Nearly 300 works by Pablo Picasso must be returned to the family of the late artist, a French court ruled on 20 March, rejecting testimony from a retired Picasso employee who said the Spaniard's last wife gifted them to him over 50 years ago.

Pierre Le Guennec, 75, a retired electrician, and his wife Danielle, 71, were given a suspended sentence of two years in prison. They were also ordered to hand over the 271 works, estimated at between €60-120m (£43.4-86.8m), to the heirs of Picasso, who died in 1973.

Le Guennec, employed by Picasso in his last home in Mougins in south-east France, said last month in Grasse that Jacqueline Picasso offered him the box containing drawings, sketches and other works as a gift, either in 1971 or 1972, with the consent of her husband.

"I received it simply as I have already said. It was given to me, and that's it," he told reporters inside the courthouse. The box sat in the Le Guennec's garage for nearly 40 years before the couple brought it to Paris to be appraised in 2010. After the discovery of the cache, Picasso's heirs contacted authorities who opened an investigation. Le Guennec has always said he did nothing wrong and they were a gift.

"It's Madame (Picasso) who gave them. But if Madame gave them, Monsieur was aware of it.
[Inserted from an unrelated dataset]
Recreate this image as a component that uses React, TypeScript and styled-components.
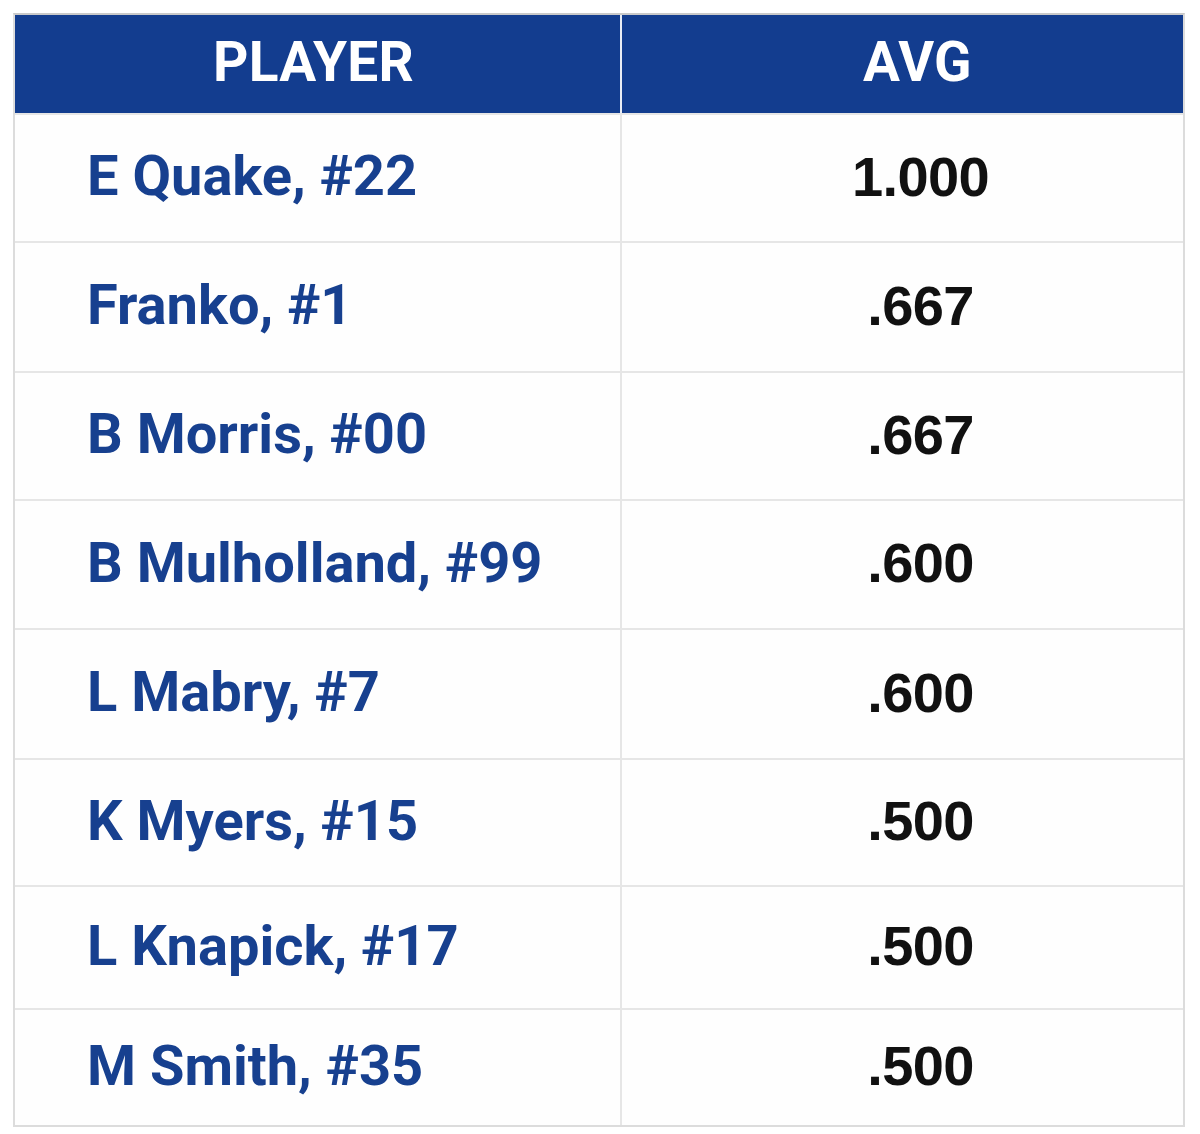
import React from "react";
import styled, { createGlobalStyle } from "styled-components";

const Global = createGlobalStyle`
  html, body { margin: 0; padding: 0; background: #ffffff; }
  body { font-family: Roboto, "Liberation Sans", sans-serif; }
`;

const Page = styled.div`
  width: 1200px;
  height: 1134px;
  padding: 13px 0 0 13px;
  box-sizing: border-box;
  background: #ffffff;
`;

const Table = styled.div`
  width: 1172px;
  border: 2px solid #dcdcdc;
  border-top-color: #c9c9c9;
  box-sizing: border-box;
  display: grid;
  grid-template-columns: 607px 1fr;
  background: #fefefe;
`;

const HeadCell = styled.div<{ $first?: boolean; $shift?: number }>`
  height: 98px;
  background: #133d8f;
  color: #ffffff;
  font-family: Roboto, "Liberation Sans", sans-serif;
  font-weight: 700;
  font-size: 55px;
  letter-spacing: 0.3px;
  display: flex;
  align-items: center;
  justify-content: center;
  padding-left: ${(p) => p.$shift ?? 0}px;
  padding-right: ${(p) => (p.$first ? 8 : 0)}px;
  padding-bottom: 4px;
  box-sizing: border-box;
  border-right: ${(p) => (p.$first ? "2px solid #e9edf5" : "none")};
`;

const NameCell = styled.div<{ $h: number }>`
  height: ${(p) => p.$h}px;
  box-sizing: border-box;
  display: flex;
  align-items: center;
  padding-left: 72px;
  padding-bottom: 4px;
  border-top: 2px solid #e6e6e6;
  border-right: 2px solid #e6e6e6;
  color: #17408f;
  font-family: Roboto, "Liberation Sans", sans-serif;
  font-weight: 700;
  font-size: 56px;
`;

const AvgCell = styled.div<{ $h: number }>`
  height: ${(p) => p.$h}px;
  box-sizing: border-box;
  display: flex;
  align-items: center;
  justify-content: center;
  padding-left: 36px;
  padding-bottom: 4px;
  border-top: 2px solid #e6e6e6;
  color: #111111;
  font-family: "Liberation Sans", Arial, sans-serif;
  font-weight: 700;
  font-size: 56px;
  letter-spacing: -0.6px;
`;

const rows: [string, string, number][] = [
  ["E Quake, #22", "1.000", 128],
  ["Franko, #1", ".667", 130],
  ["B Morris, #00", ".667", 128],
  ["B Mulholland, #99", ".600", 129],
  ["L Mabry, #7", ".600", 130],
  ["K Myers, #15", ".500", 127],
  ["L Knapick, #17", ".500", 123],
  ["M Smith, #35", ".500", 117],
];

export default function App() {
  return (
    <>
      <Global />
      <Page>
        <Table>
          <HeadCell $first>PLAYER</HeadCell>
          <HeadCell $shift={30}>AVG</HeadCell>
          {rows.map(([name, avg, h]) => (
            <React.Fragment key={name}>
              <NameCell $h={h}>{name}</NameCell>
              <AvgCell $h={h}>{avg}</AvgCell>
            </React.Fragment>
          ))}
        </Table>
      </Page>
    </>
  );
}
She wasn't going to do that just like that, was she?" he said through the garden railings of his small house tucked between Cannes and Grasse in the south of France in 2010 after the investigation was first opened.

He said he was given the paintings and he stuck them in a box in his garage. "I didn't really pay attention to it," he said, adding that he had nowhere to put the works in his humble, one-bedroom abode.